From the entries that follow, pick out all lines holding "TypeScript".
Start of SUPPLIED INFORMATION
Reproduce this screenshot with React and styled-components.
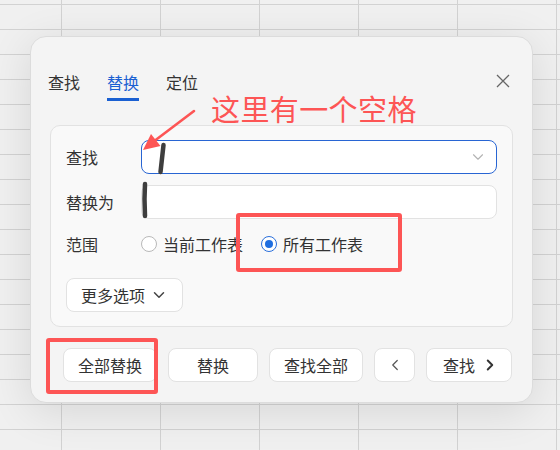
End of SUPPLIED INFORMATION
Start of SUPPLIED INFORMATION
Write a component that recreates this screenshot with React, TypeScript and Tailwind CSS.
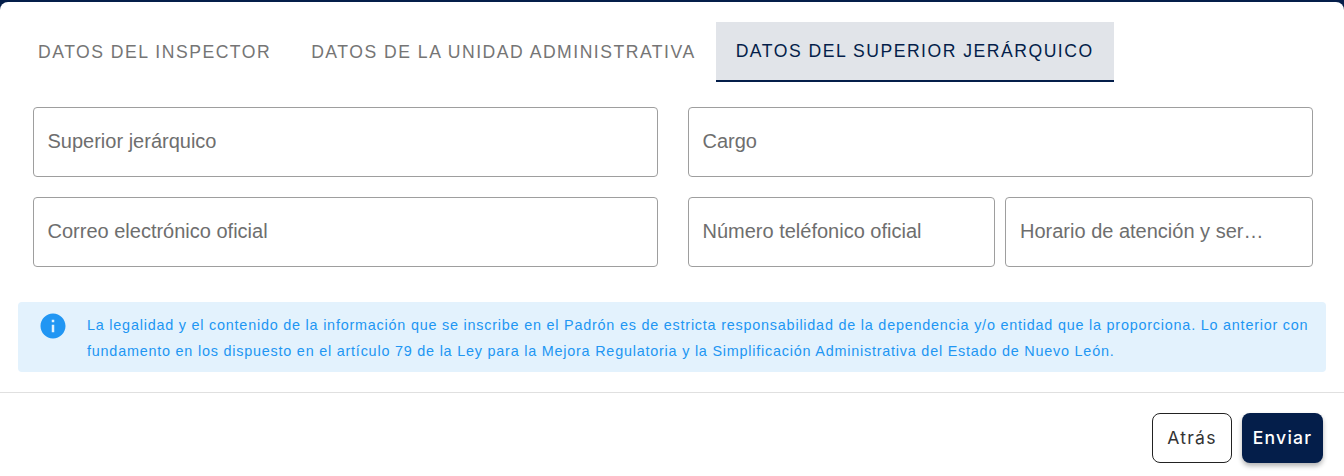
End of SUPPLIED INFORMATION
Start of SUPPLIED INFORMATION
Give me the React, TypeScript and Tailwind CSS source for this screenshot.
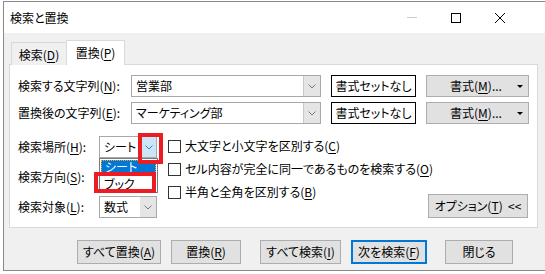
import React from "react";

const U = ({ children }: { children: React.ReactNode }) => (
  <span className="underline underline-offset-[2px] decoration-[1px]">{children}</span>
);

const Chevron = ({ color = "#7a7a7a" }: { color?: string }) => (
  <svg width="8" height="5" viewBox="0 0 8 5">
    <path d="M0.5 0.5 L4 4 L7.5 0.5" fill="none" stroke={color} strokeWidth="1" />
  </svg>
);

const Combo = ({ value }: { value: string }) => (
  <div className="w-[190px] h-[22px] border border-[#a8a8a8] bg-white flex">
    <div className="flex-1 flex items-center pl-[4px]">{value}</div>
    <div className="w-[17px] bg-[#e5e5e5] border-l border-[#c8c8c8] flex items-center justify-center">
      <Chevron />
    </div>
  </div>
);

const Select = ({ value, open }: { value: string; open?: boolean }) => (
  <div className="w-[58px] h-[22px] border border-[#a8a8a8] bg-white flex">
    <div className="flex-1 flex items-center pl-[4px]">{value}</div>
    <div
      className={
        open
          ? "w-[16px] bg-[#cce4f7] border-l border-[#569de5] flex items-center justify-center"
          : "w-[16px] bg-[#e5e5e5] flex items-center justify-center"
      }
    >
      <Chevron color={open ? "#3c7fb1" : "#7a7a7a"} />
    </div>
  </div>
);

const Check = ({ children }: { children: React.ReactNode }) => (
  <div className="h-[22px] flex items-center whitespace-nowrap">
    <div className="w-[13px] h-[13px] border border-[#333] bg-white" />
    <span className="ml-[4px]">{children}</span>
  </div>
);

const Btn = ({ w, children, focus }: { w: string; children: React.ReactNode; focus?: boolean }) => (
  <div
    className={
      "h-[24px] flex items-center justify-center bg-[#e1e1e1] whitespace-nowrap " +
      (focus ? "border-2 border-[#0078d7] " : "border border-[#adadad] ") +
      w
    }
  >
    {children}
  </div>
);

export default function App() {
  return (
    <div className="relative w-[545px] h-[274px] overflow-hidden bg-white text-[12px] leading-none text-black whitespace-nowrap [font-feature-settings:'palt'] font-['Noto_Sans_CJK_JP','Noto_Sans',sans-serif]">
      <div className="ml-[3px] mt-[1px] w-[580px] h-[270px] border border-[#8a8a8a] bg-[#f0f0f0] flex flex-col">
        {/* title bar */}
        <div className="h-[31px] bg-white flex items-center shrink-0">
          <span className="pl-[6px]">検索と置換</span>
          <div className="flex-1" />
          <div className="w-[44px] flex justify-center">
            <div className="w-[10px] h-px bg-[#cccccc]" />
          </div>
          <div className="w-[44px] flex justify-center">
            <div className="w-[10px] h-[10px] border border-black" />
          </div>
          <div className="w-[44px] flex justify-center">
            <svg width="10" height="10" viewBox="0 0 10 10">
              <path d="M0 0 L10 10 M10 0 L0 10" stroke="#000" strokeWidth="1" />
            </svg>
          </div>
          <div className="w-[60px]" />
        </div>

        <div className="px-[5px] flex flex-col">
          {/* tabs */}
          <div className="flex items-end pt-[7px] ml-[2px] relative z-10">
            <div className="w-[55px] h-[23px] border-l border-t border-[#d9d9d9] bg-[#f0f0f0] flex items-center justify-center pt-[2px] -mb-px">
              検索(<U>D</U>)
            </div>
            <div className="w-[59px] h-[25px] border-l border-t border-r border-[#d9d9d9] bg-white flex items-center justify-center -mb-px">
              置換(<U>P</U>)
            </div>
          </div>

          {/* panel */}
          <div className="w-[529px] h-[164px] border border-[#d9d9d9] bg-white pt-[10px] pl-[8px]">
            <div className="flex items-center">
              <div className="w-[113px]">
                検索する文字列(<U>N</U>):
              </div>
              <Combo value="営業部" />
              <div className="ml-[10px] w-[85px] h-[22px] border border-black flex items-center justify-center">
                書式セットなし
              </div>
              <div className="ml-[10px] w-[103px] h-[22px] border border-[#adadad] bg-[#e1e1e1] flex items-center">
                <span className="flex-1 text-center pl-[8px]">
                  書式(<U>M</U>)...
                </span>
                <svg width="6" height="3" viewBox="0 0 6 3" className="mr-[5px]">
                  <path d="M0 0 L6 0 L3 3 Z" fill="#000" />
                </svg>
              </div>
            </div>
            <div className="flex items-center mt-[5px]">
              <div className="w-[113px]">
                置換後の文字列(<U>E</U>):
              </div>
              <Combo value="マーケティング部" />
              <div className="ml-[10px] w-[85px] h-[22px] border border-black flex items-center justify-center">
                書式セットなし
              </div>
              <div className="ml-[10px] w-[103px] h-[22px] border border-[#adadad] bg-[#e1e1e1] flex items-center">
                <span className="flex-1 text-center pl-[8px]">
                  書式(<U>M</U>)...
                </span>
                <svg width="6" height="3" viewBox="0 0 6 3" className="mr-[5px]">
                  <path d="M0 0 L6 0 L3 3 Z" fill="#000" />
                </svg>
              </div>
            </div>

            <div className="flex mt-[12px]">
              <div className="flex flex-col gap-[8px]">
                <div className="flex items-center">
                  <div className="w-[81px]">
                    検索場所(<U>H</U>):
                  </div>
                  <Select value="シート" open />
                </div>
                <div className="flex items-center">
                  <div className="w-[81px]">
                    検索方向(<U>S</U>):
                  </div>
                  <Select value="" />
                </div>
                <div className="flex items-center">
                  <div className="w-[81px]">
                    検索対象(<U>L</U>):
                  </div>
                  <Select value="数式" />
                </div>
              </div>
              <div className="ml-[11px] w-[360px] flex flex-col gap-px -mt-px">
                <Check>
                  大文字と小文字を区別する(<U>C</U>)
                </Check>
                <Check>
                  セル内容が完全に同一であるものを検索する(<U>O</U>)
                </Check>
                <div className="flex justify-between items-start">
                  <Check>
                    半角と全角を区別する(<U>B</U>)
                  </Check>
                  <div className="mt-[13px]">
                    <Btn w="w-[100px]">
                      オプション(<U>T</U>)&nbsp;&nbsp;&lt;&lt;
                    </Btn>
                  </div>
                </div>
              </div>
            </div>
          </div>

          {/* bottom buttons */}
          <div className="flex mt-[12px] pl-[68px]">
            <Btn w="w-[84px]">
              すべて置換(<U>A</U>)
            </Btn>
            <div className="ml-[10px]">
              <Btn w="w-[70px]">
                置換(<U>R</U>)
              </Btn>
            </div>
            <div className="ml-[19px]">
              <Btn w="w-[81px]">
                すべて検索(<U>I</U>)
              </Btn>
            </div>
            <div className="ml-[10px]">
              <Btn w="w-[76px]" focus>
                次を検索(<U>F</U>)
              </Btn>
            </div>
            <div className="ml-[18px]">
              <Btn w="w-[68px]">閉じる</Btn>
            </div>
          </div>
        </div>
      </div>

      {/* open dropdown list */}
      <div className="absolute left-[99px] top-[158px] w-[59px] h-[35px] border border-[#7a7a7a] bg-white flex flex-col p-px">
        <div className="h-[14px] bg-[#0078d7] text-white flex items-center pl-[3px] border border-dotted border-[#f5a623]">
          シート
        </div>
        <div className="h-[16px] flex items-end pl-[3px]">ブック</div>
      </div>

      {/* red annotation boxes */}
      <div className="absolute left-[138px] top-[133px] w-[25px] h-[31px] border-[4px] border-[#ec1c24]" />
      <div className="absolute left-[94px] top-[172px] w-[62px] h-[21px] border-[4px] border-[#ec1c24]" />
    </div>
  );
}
End of SUPPLIED INFORMATION
**EXERCISE RESPONSE**
Write a component that recreates this screenshot with React, TypeScript and Tailwind CSS.
Give me the React, TypeScript and Tailwind CSS source for this screenshot.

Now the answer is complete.